Abstract

Dysregulation of the hypothalamic-pituitary-adrenal (HPA) axis is a hallmark of complex and multifactorial psychiatric diseases such as anxiety and mood disorders. The 41-amino acid neuropeptide Corticotropin Releasing Hormone (CRH) is a major regulator of the mammalian stress response. Upon stressful stimuli, it binds to the Corticotropin Releasing Hormone Receptor 1 (CRHR1), a typical member of the class B GPCRs and a potential novel target for the therapeutic intervention in major depressive disorder. A precise understanding of the peptide-receptor interactions is an essential prerequisite towards the development of efficient CRHR1 specific antagonists. To chemically probe the molecular interaction of CRH with its cognate receptor, a high-throughput conjugation approach which mimics the natural activation mechanism for class B GPCRs was developed. Acetylene-tagged peptide libraries were synthesized and conjugated to high-affinity azide-modified carrier peptides using copper-catalyzed dipolar cycloaddition.

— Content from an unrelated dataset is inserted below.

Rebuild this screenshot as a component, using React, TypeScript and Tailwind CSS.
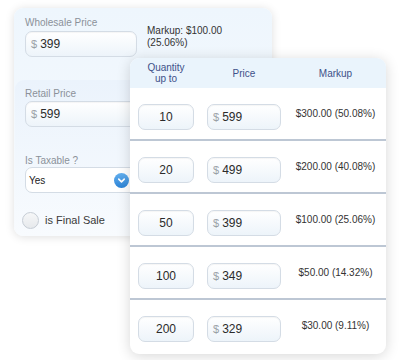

The resulting conjugates reconstitute potent ligands and were tested in situ for modulation of the CRHR1 activity in a cell-based assay. This approach allows to (i) define the sequence motifs which are required for receptor activation or inhibition, (ii) identify the critical functional groups and investigate structure-activity-relationships, and (iii) develop novel optimized, highly potent peptide probes which are specific for the transmembrane domain of the receptor. The membrane recruitment by a high-affinity carrier peptide enhances the potency of tethered peptides and allows the initial testing of weak fragments that otherwise would be inactive. The biomimetic screening led to the discovery of transtressin, a highly modified and potent CRHR1 transmembrane domain-specific optimized agonist (EC50 = 4 nM). Beyond its intrinsic agonistic activity, transtressin is an essential tool for the pharmacological characterization of CRHR1 antagonists in competition assays.